The last-minute discovery that a famous TV host and an actor handled a hat worn by a killer sought in Spokane since 1992 has temporarily halted the accused murderer’s trial.
Lawyers will reconvene July 10 to continue the bench trial of Patrick Kevin Gibson, 60, who was arrested in May 2011 in connection with the Nov. 7, 1992, shooting death of Valley furniture store owner Brian Cole, 48.
The monthlong delay is intended to give Gibson’s lawyers time to review new DNA evidence from prosecutors about the hat. The hat was tested for DNA in 2004, but there were too many profiles present to identify a possible suspect. DNA on a piece of a fake beard submitted for testing in late 2010 linked Gibson to the crime.
Prosecutors recently realized “America’s Most Wanted” host John Walsh and 1989 West Valley High School graduate Trevor St. John, who portrayed the killer in the TV show’s 1993 reenactment of the shooting, handled the actual hat.
Sheriff’s Detective Mark Henderson, now retired, gave the hat to the show’s producers. A sample of his DNA also was collected recently to compare to the DNA profile on the hat.
Gibson’s lawyers said the last-minute evidence was unfair, but Spokane County Superior Court Judge Tari Eitzen said Monday that they actually knew Walsh and St. John had handled the hat long before prosecutors did.
“This should never have been a surprise,” Eitzen said. “I guess the surprise to me in all this was how easy it was to get John Walsh’s DNA sample so fast. I really never thought that could be done.”
Eitzen said it’s “real unclear to me what the chain of custody was” for the hat when it ended up on the television show. She’s not sure if Henderson mailed the hat to the show or if he kept an eye on it the entire time it was used.
“Who would think that a detective would take a hat and give it to somebody to do a reenactment? How could this happen?” she asked.
Henderson did not return a phone call seeking comment Monday. Producers for “America’s Most Wanted” also have not responded to questions about the reenactment.
Eitzen is tasked with deciding whether prosecutors have enough evidence to convict Gibson because he made the unusual decision to forgo a jury trial. She said she’ll listen to testimony from defense and prosecution experts about the DNA and allow the defense to recall any past witnesses to counter the new evidence in the midst of trial, which began May 29.
“This isn’t about retesting the hat,” she said. “It’s about for the first time getting the DNA profiles of others who touched it. I did not understand that sequence the first time I ruled on this issue.
“Those profiles are in evidence and I’m going to be really curious what the experts say,” she continued.

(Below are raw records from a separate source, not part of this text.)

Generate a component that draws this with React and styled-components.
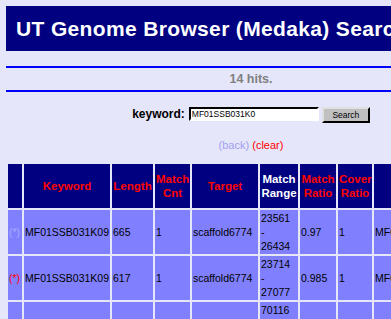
import React from "react";
import styled, { createGlobalStyle } from "styled-components";

const GlobalStyle = createGlobalStyle`
  html, body {
    margin: 0;
    padding: 0;
    background: #e6e6fa;
    overflow: hidden;
  }
  body {
    font-family: "Liberation Sans", Arial, sans-serif;
  }
`;

const Page = styled.div`
  width: 490px;
  padding: 6px 0 0 6px;
`;

const Banner = styled.h1`
  margin: 0;
  height: 45px;
  display: flex;
  align-items: center;
  padding-left: 10px;
  background: #000080;
  color: #ffffff;
  font-size: 21px;
  letter-spacing: 0.35px;
  font-weight: bold;
  white-space: nowrap;
`;

const Rule = styled.div`
  height: 2px;
  background: #0000ff;
  margin-top: ${(p) => p.$top || 0}px;
`;

const Hits = styled.div`
  height: 22px;
  display: flex;
  align-items: center;
  justify-content: center;
  color: #808080;
  font-size: 12.5px;
  font-weight: bold;
`;

const SearchForm = styled.form`
  margin: 15px 0 0;
  display: flex;
  justify-content: center;
  align-items: flex-start;
`;

const Label = styled.label`
  font-size: 12px;
  font-weight: bold;
  color: #000;
  line-height: 14px;
  margin-right: 4px;
`;

const KeywordInput = styled.input`
  box-sizing: border-box;
  width: 130px;
  height: 14px;
  padding: 0 1px;
  border: 2px inset #e0e0e0;
  border-top-color: #404040;
  border-left-color: #404040;
  border-right-color: #ffffff;
  border-bottom-color: #ffffff;
  background: #ffffff;
  font-family: "Liberation Sans", Arial, sans-serif;
  font-size: 8.5px;
  color: #000;
  outline: none;
`;

const Button = styled.button`
  box-sizing: border-box;
  width: 48px;
  height: 16px;
  margin-left: 3px;
  padding: 0;
  background: #c0c0c0;
  border: 2px outset #e0e0e0;
  border-right-color: #404040;
  border-bottom-color: #404040;
  font-family: "Liberation Sans", Arial, sans-serif;
  font-size: 8.5px;
  color: #000;
`;

const Links = styled.div`
  margin-top: 16px;
  text-align: center;
  font-size: 11px;
  line-height: 13px;
`;

const NavLink = styled.a`
  color: ${(p) => (p.$active ? "#ff0000" : "#a0a0f0")};
  text-decoration: none;
`;

const Table = styled.table`
  margin-top: 10px;
  table-layout: fixed;
  width: 456px;
  border-collapse: separate;
  border-spacing: 2px;
  font-family: "Liberation Sans", Arial, sans-serif;
`;

const Col = styled.col`
  width: ${(p) => p.$w}px;
`;

const Th = styled.th`
  background: #000080;
  color: ${(p) => (p.$white ? "#ffffff" : "#ff0000")};
  font-size: 11.5px;
  font-weight: bold;
  line-height: 14px;
  height: 42px;
  padding: 1px;
  text-align: center;
  vertical-align: middle;
  white-space: nowrap;
`;

const Td = styled.td`
  background: #8080ff;
  color: #000;
  font-size: 10.5px;
  line-height: 14px;
  height: 42px;
  padding: 1px;
  text-align: left;
  vertical-align: middle;
  white-space: nowrap;
`;

const Mark = styled.span`
  color: ${(p) => (p.$active ? "#ff0000" : "#a8a8ff")};
`;

const cols = [14, 86, 41, 35, 66, 38, 36, 34, 86];

const rows = [
  { mark: false, kw: "MF01SSB031K09", len: "665", cnt: "1", target: "scaffold6774", from: "23561", to: "26434", mr: "0.97", cr: "1", id: "MF01SSB031K09" },
  { mark: true, kw: "MF01SSB031K09", len: "617", cnt: "1", target: "scaffold6774", from: "23714", to: "27077", mr: "0.985", cr: "1", id: "MF01SSB031K09" },
  { mark: false, kw: "MF01SSB031K09", len: "665", cnt: "1", target: "scaffold6774", from: "70116", to: "73012", mr: "0.96", cr: "1", id: "MF01SSB031K09" },
];

export default function App() {
  return (
    <>
      <GlobalStyle />
      <Page>
        <Banner>UT Genome Browser (Medaka) Search</Banner>
        <Rule $top={15} />
        <Hits>14 hits.</Hits>
        <Rule />
        <SearchForm onSubmit={(e) => e.preventDefault()}>
          <Label htmlFor="kw">keyword:</Label>
          <KeywordInput id="kw" defaultValue="MF01SSB031K0" />
          <Button type="submit">Search</Button>
        </SearchForm>
        <Links>
          <NavLink href="#">(back)</NavLink> <NavLink href="#" $active>(clear)</NavLink>
        </Links>
        <Table>
          <colgroup>
            {cols.map((w, i) => (
              <Col key={i} $w={w} />
            ))}
          </colgroup>
          <thead>
            <tr>
              <Th />
              <Th>Keyword</Th>
              <Th>Length</Th>
              <Th>Match<br />Cnt</Th>
              <Th>Target</Th>
              <Th $white>Match<br />Range</Th>
              <Th>Match<br />Ratio</Th>
              <Th>Cover<br />Ratio</Th>
              <Th>ID</Th>
            </tr>
          </thead>
          <tbody>
            {rows.map((r, i) => (
              <tr key={i}>
                <Td><Mark $active={r.mark}>(*)</Mark></Td>
                <Td>{r.kw}</Td>
                <Td>{r.len}</Td>
                <Td>{r.cnt}</Td>
                <Td>{r.target}</Td>
                <Td>{r.from}<br />-<br />{r.to}</Td>
                <Td>{r.mr}</Td>
                <Td>{r.cr}</Td>
                <Td>{r.id}</Td>
              </tr>
            ))}
          </tbody>
        </Table>
      </Page>
    </>
  );
}
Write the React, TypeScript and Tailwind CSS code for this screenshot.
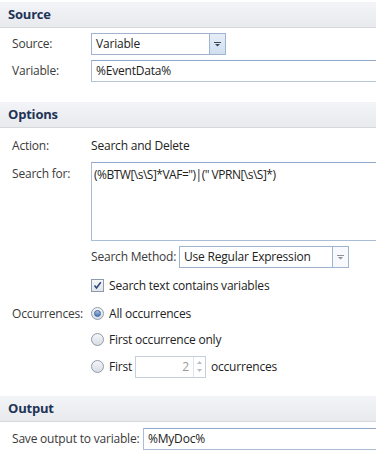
import type { ReactNode } from 'react'

function SectionHeader({ title }: { title: string }) {
  return (
    <div className="h-[26px] flex items-center pl-[8px] bg-gradient-to-b from-[#f3f4f7] to-[#e9eaee] border-b border-[#d6d7db]">
      <span className="text-[13px] font-bold text-[#1e3457]">{title}</span>
    </div>
  )
}

function Arrow({ color = '#4a4f5c' }: { color?: string }) {
  return (
    <svg width="7" height="5" viewBox="0 0 7 5">
      <rect x="0" y="0" width="7" height="1" fill={color} />
      <path d="M1 2 H6 L3.5 4.5 Z" fill={color} />
    </svg>
  )
}

function Dropdown({ value, width, active }: { value: string; width: string; active?: boolean }) {
  return (
    <div className={`flex h-[22px] border border-[#9fb3cf] bg-white ${width}`}>
      <div className="flex-1 flex items-center pl-[4px] text-[#222]">{value}</div>
      <div
        className={`w-[16px] flex items-center justify-center border-l border-[#9fb3cf] ${
          active ? 'bg-gradient-to-b from-[#e6eef8] to-[#cfdff0]' : 'bg-[#f7f9fc]'
        }`}
      >
        <Arrow color={active ? '#3f4556' : '#8a8f99'} />
      </div>
    </div>
  )
}

function TextBox({ value, className = '' }: { value: string; className?: string }) {
  return (
    <div
      className={`h-[22px] flex items-center pl-[4px] border border-[#abbdd6] border-t-[#8fa7c8] bg-white text-[#222] ${className}`}
    >
      {value}
    </div>
  )
}

function Row({ label, children, className = '' }: { label: string; children: ReactNode; className?: string }) {
  return (
    <div className={`flex items-center ${className}`}>
      <div className="w-[91px] shrink-0 pl-[12px] text-[#3a3a3a]">{label}</div>
      <div className="flex-1 min-w-0">{children}</div>
    </div>
  )
}

function Radio({ checked }: { checked?: boolean }) {
  return (
    <span className="w-[13px] h-[13px] rounded-full border border-[#8e9aab] bg-gradient-to-b from-[#f4f5f7] to-[#d9dde3] flex items-center justify-center shrink-0">
      {checked && (
        <span className="w-[7px] h-[7px] rounded-full bg-gradient-to-b from-[#a8c4e6] to-[#4a78b4] border border-[#3c64a0]" />
      )}
    </span>
  )
}

export default function App() {
  return (
    <div className="w-[376px] h-[460px] overflow-hidden bg-white text-[12px] leading-none text-[#333] font-['Open_Sans',sans-serif] tracking-[-0.2px]">
      <div className="pt-[2px]">
        <SectionHeader title="Source" />
        <Row label="Source:" className="mt-[5px]">
          <Dropdown value="Variable" width="w-[135px]" active />
        </Row>
        <Row label="Variable:" className="mt-[5px]">
          <TextBox value="%EventData%" className="mr-[-10px] border-b-[#b9c6d8]" />
        </Row>
      </div>

      <div className="mt-[20px]">
        <SectionHeader title="Options" />
        <Row label="Action:" className="mt-[10px] h-[16px]">
          <span className="text-[#222]">Search and Delete</span>
        </Row>
        <div className="flex mt-[8px]">
          <div className="w-[91px] shrink-0 pl-[12px] pt-[6px] text-[#3a3a3a]">Search for:</div>
          <div className="flex-1 h-[79px] border border-[#abbdd6] border-t-[#8fa7c8] pl-[2px] pt-[6px] text-[#222] mr-[-10px] tracking-[-0.5px]">
            (%BTW[\s\S]*VAF=")|(" VPRN[\s\S]*)
          </div>
        </div>
        <div className="flex items-center mt-[5px] pl-[91px]">
          <span className="w-[88px] text-[#3a3a3a]">Search Method:</span>
          <Dropdown value="Use Regular Expression" width="w-[170px]" />
        </div>
        <div className="flex items-center mt-[11px] pl-[91px] h-[13px]">
          <span className="w-[13px] h-[13px] border border-[#8e9aab] bg-gradient-to-b from-[#f6f7f9] to-[#e2e5ea] flex items-center justify-center">
            <svg width="9" height="9" viewBox="0 0 9 9">
              <path d="M1.5 4.5 L3.5 7 L7.8 1.2" stroke="#2d4a7a" strokeWidth="1.6" fill="none" />
            </svg>
          </span>
          <span className="ml-[5px] text-[#222]">Search text contains variables</span>
        </div>

        <div className="flex mt-[15px]">
          <div className="w-[91px] shrink-0 pl-[12px] text-[#3a3a3a] pt-[1px]">Occurrences:</div>
          <div className="flex flex-col">
            <div className="flex items-center h-[13px] gap-[5px]">
              <Radio checked />
              <span className="text-[#222]">All occurrences</span>
            </div>
            <div className="flex items-center h-[13px] gap-[5px] mt-[13px]">
              <Radio />
              <span className="text-[#222]">First occurrence only</span>
            </div>
            <div className="flex items-center h-[13px] gap-[5px] mt-[14px]">
              <Radio />
              <span className="w-[21px] whitespace-nowrap text-[#222]">First</span>
              <div className="flex h-[22px] w-[71px] border border-[#c6cfdb] bg-white">
                <div className="flex-1 flex items-center justify-end pr-[4px] text-[#9a9a9a]">2</div>
                <div className="w-[12px] flex flex-col items-center justify-center gap-[5px] border-l border-[#dde3ea]">
                  <svg width="5" height="3" viewBox="0 0 5 3">
                    <path d="M0 3 L2.5 0 L5 3 Z" fill="#b8bec8" />
                  </svg>
                  <svg width="5" height="3" viewBox="0 0 5 3">
                    <path d="M0 0 L2.5 3 L5 0 Z" fill="#b8bec8" />
                  </svg>
                </div>
              </div>
              <span className="text-[#222]">occurrences</span>
            </div>
          </div>
        </div>
      </div>

      <div className="mt-[23px]">
        <SectionHeader title="Output" />
        <div className="flex items-center mt-[6px]">
          <span className="w-[143px] shrink-0 pl-[12px] text-[#3a3a3a]">Save output to variable:</span>
          <TextBox value="%MyDoc%" className="flex-1 mr-[-10px]" />
        </div>
      </div>
    </div>
  )
}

Gibson, a level 3 sex offender, is accused of shooting Cole during a botched robbery at Cole’s Furniture Store on East Sprague Avenue in Spokane Valley. Prosecutors believe he also robbed a children’s clothing store in Coeur d’Alene three hours before the killing.
His extensive criminal history includes convictions for rape and robbery in Multnomah County, Ore., in 1979, as well as kidnapping in Nevada in 1978. He was convicted of bank robbery in federal court in California in 1996 and served 12 years in prison.
His stay in federal prison led Gibson to become a member of one of the federal government’s most secretive programs: the federal witness protection program.
Gibson told Spokane County sheriff’s Detective Michael Drapeau after his arrest last year that he shared a prison cell with a man who admitted to killing government witnesses and executing a family that included children. That man and his girlfriend, identified through federal prison records as Dustin Honken and Angela Johnson, were sentenced to death and are in federal prison for the murder of five people, including two girls ages 6 and 10. Johnson’s sentence was overturned by an appellate court in March.
Gibson’s information from his jailhouse stay with Honken apparently helped prosecutors solve the case.